Mr Gilfeather also quoted Professor Steffen Lehmann on his views on Singapore's place making efforts.

Notably, Prof Lehmann said that "Singapore has been too focused on the design of individual buildings" and that "very few of the many new public spaces, for instance around Marina Bay, are working at the level they should".

On the contrary, URA's urban planning is done holistically and considers the broader vision of each precinct.

In the planning for Marina Bay, which is envisioned as a precinct where people live, work and play, the Master Plan focuses on encouraging a mix of uses to ensure the area remains vibrant 24/7.

Much effort has been put into the urban design of Marina Bay, such as incorporating green and open spaces like the Gardens by the Bay, to ensure it becomes a distinctive and delightful place to visitors and users.

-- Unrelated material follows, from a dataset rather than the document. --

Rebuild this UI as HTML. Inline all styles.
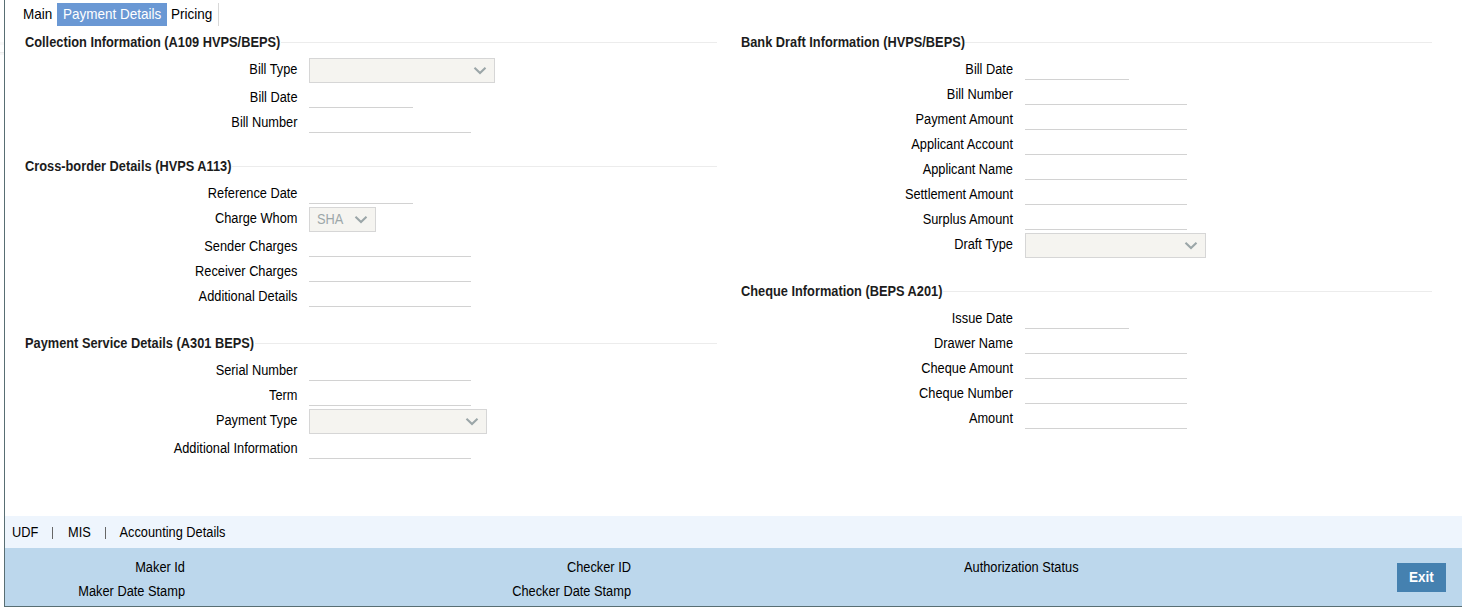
<!DOCTYPE html>
<html><head><meta charset="utf-8">
<style>
*{box-sizing:border-box}
html,body{margin:0;padding:0;width:1462px;height:608px;overflow:hidden;background:#fff;font-family:"Liberation Sans",sans-serif;color:#000}
.a{position:absolute;white-space:nowrap}
.lb,.lt,.hd,.tb{position:absolute;white-space:nowrap;font-size:12.8px;line-height:15px;transform:scaleY(1.11);transform-origin:0 12px}
.lb{width:300px;text-align:right}
.hd{font-weight:bold;color:#1c1c1c}
.tb{font-size:13.5px;line-height:18px;transform-origin:0 13.7px;transform:scaleY(1.09)}
.hl{position:absolute;height:1px;background:#ececec}
.ul{position:absolute;height:1px;background:#d2d2d2}
.sel{position:absolute;height:25px;background:#f5f4f0;border:1px solid #d6d6d6}
.chev{position:absolute;top:7px;width:14px;height:9px}
</style></head><body>
<div class="a" style="left:4px;top:0;width:1px;height:607px;background:#586e73"></div>
<div class="a" style="left:0;top:42px;width:4px;height:3px;background:#f8f8f8"></div>
<div class="a" style="left:0;top:52px;width:4px;height:1px;background:#ececec"></div>
<div class="a" style="left:0;top:53px;width:4px;height:2px;background:#f7f7f7"></div>
<div class="tb" style="left:23px;top:6px">Main</div>
<div class="a" style="left:57px;top:3px;width:110px;height:23px;background:#6a98d4"></div>
<div class="tb" style="left:63px;top:6px;color:#fff">Payment Details</div>
<div class="tb" style="left:171px;top:6px">Pricing</div>
<div class="a" style="left:218px;top:3px;width:1px;height:23px;background:#d8d8d8"></div>
<div class="hd" style="left:25px;top:35px">Collection Information (A109 HVPS/BEPS)</div><div class="hl" style="left:281px;top:42px;width:436px"></div>
<div class="lb" style="left:-2.5px;top:62px;">Bill Type</div>
<div class="sel" style="left:309px;top:58px;width:186px"><svg class="chev" style="left:163px" viewBox="0 0 14 9"><path d="M1.5 1.8 L7 7 L12.5 1.8" fill="none" stroke="#9ba6a8" stroke-width="2.1"/></svg></div>
<div class="lb" style="left:-2.5px;top:90px;">Bill Date</div>
<div class="ul" style="left:309px;top:107px;width:104px"></div>
<div class="lb" style="left:-2.5px;top:115px;">Bill Number</div>
<div class="ul" style="left:309px;top:132px;width:162px"></div>
<div class="hd" style="left:25px;top:159px">Cross-border Details (HVPS A113)</div><div class="hl" style="left:232px;top:166px;width:485px"></div>
<div class="lb" style="left:-2.5px;top:186px;">Reference Date</div>
<div class="ul" style="left:309px;top:203px;width:104px"></div>
<div class="lb" style="left:-2.5px;top:211px;">Charge Whom</div>
<div class="sel" style="left:309px;top:207px;width:67px"><span class="lt" style="left:7px;top:4px;color:#9ca7a9">SHA</span><svg class="chev" style="left:44px" viewBox="0 0 14 9"><path d="M1.5 1.8 L7 7 L12.5 1.8" fill="none" stroke="#9ba6a8" stroke-width="2.1"/></svg></div>
<div class="lb" style="left:-2.5px;top:239px;">Sender Charges</div>
<div class="ul" style="left:309px;top:256px;width:162px"></div>
<div class="lb" style="left:-2.5px;top:264px;">Receiver Charges</div>
<div class="ul" style="left:309px;top:281px;width:162px"></div>
<div class="lb" style="left:-2.5px;top:289px;">Additional Details</div>
<div class="ul" style="left:309px;top:306px;width:162px"></div>
<div class="hd" style="left:25px;top:336px">Payment Service Details (A301 BEPS)</div><div class="hl" style="left:255px;top:343px;width:462px"></div>
<div class="lb" style="left:-2.5px;top:363px;">Serial Number</div>
<div class="ul" style="left:309px;top:380px;width:162px"></div>
<div class="lb" style="left:-2.5px;top:388px;">Term</div>
<div class="ul" style="left:309px;top:405px;width:162px"></div>
<div class="lb" style="left:-2.5px;top:413px;">Payment Type</div>
<div class="sel" style="left:309px;top:409px;width:178px"><svg class="chev" style="left:155px" viewBox="0 0 14 9"><path d="M1.5 1.8 L7 7 L12.5 1.8" fill="none" stroke="#9ba6a8" stroke-width="2.1"/></svg></div>
<div class="lb" style="left:-2.5px;top:441px;">Additional Information</div>
<div class="ul" style="left:309px;top:458px;width:162px"></div>
<div class="hd" style="left:741px;top:35px">Bank Draft Information (HVPS/BEPS)</div><div class="hl" style="left:965px;top:42px;width:467px"></div>
<div class="lb" style="left:713px;top:62px;">Bill Date</div>
<div class="ul" style="left:1025px;top:79px;width:104px"></div>
<div class="lb" style="left:713px;top:87px;">Bill Number</div>
<div class="ul" style="left:1025px;top:104px;width:162px"></div>
<div class="lb" style="left:713px;top:112px;">Payment Amount</div>
<div class="ul" style="left:1025px;top:129px;width:162px"></div>
<div class="lb" style="left:713px;top:137px;">Applicant Account</div>
<div class="ul" style="left:1025px;top:154px;width:162px"></div>
<div class="lb" style="left:713px;top:162px;">Applicant Name</div>
<div class="ul" style="left:1025px;top:179px;width:162px"></div>
<div class="lb" style="left:713px;top:187px;">Settlement Amount</div>
<div class="ul" style="left:1025px;top:204px;width:162px"></div>
<div class="lb" style="left:713px;top:212px;">Surplus Amount</div>
<div class="ul" style="left:1025px;top:229px;width:162px"></div>
<div class="lb" style="left:713px;top:237px;">Draft Type</div>
<div class="sel" style="left:1025px;top:233px;width:181px"><svg class="chev" style="left:158px" viewBox="0 0 14 9"><path d="M1.5 1.8 L7 7 L12.5 1.8" fill="none" stroke="#9ba6a8" stroke-width="2.1"/></svg></div>
<div class="hd" style="left:741px;top:284px">Cheque Information (BEPS A201)</div><div class="hl" style="left:943px;top:291px;width:489px"></div>
<div class="lb" style="left:713px;top:311px;">Issue Date</div>
<div class="ul" style="left:1025px;top:328px;width:104px"></div>
<div class="lb" style="left:713px;top:336px;">Drawer Name</div>
<div class="ul" style="left:1025px;top:353px;width:162px"></div>
<div class="lb" style="left:713px;top:361px;">Cheque Amount</div>
<div class="ul" style="left:1025px;top:378px;width:162px"></div>
<div class="lb" style="left:713px;top:386px;">Cheque Number</div>
<div class="ul" style="left:1025px;top:403px;width:162px"></div>
<div class="lb" style="left:713px;top:411px;">Amount</div>
<div class="ul" style="left:1025px;top:428px;width:162px"></div>
<div class="a" style="left:5px;top:516px;width:1457px;height:32px;background:#eef5fd"></div>
<div class="lt" style="left:12px;top:525px;">UDF</div>
<div class="lt" style="left:68px;top:525px;">MIS</div>
<div class="lt" style="left:119.5px;top:525px;">Accounting Details</div>
<div class="a" style="left:52px;top:527px;width:1px;height:12px;background:#666"></div>
<div class="a" style="left:105px;top:527px;width:1px;height:12px;background:#666"></div>
<div class="a" style="left:5px;top:548px;width:1457px;height:58px;background:#bcd7ec"></div>
<div class="a" style="left:5px;top:606px;width:1457px;height:1px;background:#586e73"></div>
<div class="lb" style="left:-115px;top:560px;">Maker Id</div>
<div class="lb" style="left:-115px;top:584px;">Maker Date Stamp</div>
<div class="lb" style="left:331px;top:560px;">Checker ID</div>
<div class="lb" style="left:331px;top:584px;">Checker Date Stamp</div>
<div class="lt" style="left:964px;top:560px;">Authorization Status</div>
<div class="a" style="left:1397px;top:563px;width:49px;height:29px;background:#4581b0"></div>
<div class="tb" style="left:1397px;top:569px;width:49px;text-align:center;color:#fff;font-weight:bold">Exit</div>
</body></html>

Key streets and the waterfront promenade have been planned to be lined with activity-generating uses to ensure the public realm remains vibrant all the time.

Developments in Marina Bay will be seamlessly linked to Mass Rapid Transit stations via an extensive network of underground pedestrian links, covered walkways at street level and elevated walkways, to make walking from building to building convenient and comfortable.

It takes time to build up new places such as Marina Bay and for these places to find a place in the heart of the community. URA is currently partnering the community to bring more activities and vibrancy to the Bay.

The number of large-scale community events held there, including runs and family-oriented ones like the Singapore Kite Festival, has been growing.

We are optimistic that we will eventually bring to fruition our vision to make the area the people's bay.

Prof Lehmann claimed to be "a consultant" to URA. We would like to clarify that he is not as we have not engaged his services.